Born in 1971 in Gdansk (PL)
Lives and works in Gdansk (PL)
2003
Scaffolding props
Dimensions variables
Year of Purchase: 2003
The gallery space is vacant. Its idleness is challenged by artistic and curatorial endeavours and by the very presence of those who enter. However, the semiotics of the gallery space are emotionally and intellectually complicated and there is no innocent coupling with it. One Ton in the Air (2003) by Dominika Skutnik works both within the space and over the body of those who decide to get in. It first astonishes by squeezing a huge amount of metal construction between the walls of a relatively small space. It is one of those things that should not be there, looking awkward and inappropriate. The way the work presses up against the gallery wall builds up real tension within the venue. The walls of the white cube appear to be about to crack, forced to bear the unusual weight of stretching scaffolding. But it also works in emotional terms as a passive aggression within the frame of relations between those who make, produce, present and absorb art. The one who goes to the gallery space is no longer the viewer or the spectator here, but turns out to be a participant in a spatial relation, a power structure, a physical domination and a psychological game. In the case of a work by Dominika Skutnik, it is an experience at your own risk, although the danger might happen only in your imagination.
Several works by Skutnik, such as Field(2003), Wreath (2003) or Tattoo (2005), use the invisible, and in two cases also silent, presence of an electromagnetic field. You are supposed to put your head and sometimes your entire body inside the generating structure – turned into a spatial drawing or sculptural form. Its possible operation is not visible. We cannot even sense it. But we acknowledge that it might have some impact on our body, our health or thinking. But at the same time, the knowledge of the actual presence of this field comes from the artist, and we have to trust her that the thing is really there. This creates an ambiguity of trust and distrust, fear and courage.
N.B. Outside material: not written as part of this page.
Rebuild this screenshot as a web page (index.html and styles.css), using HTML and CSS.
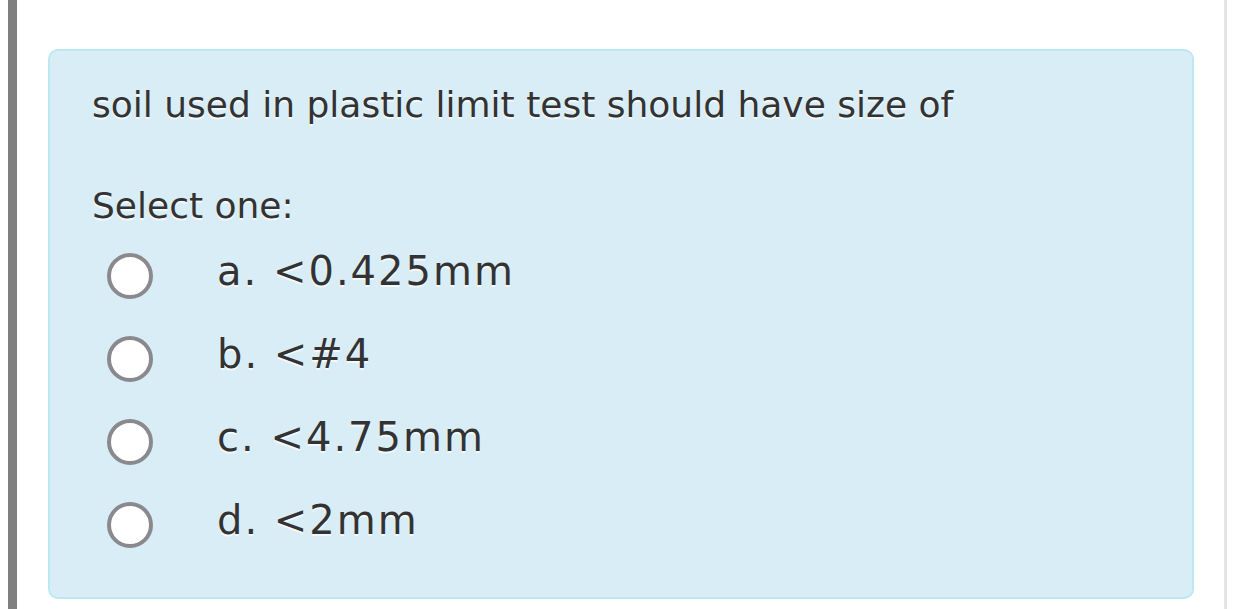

Headhunter (2004), a heavy and very sharp mezzaluna knife once hung above stairs to a basement, created a tension between the architecture needed to explore the guarded area and an experience of real danger that the blade potentially represented. One Ton in the Air is visibly heavy, but once again the real weight is unknown. Skutnik forces the inquisitive participant to pass to the other side of the room underneath the suspended structure, to see what is on the other side. Her tactics are both formed by the psychology of perception and strongly aware – almost ironic – when commenting upon the spatial conditions in which art is being presented. Her installations reveal a kind of uncanny performativity of space and leave the viewer feeling uncertain as to his position in it. Its subject extends from the fear of the gallery space, the participatory aspect in aesthetic experience to the hidden emotions they create.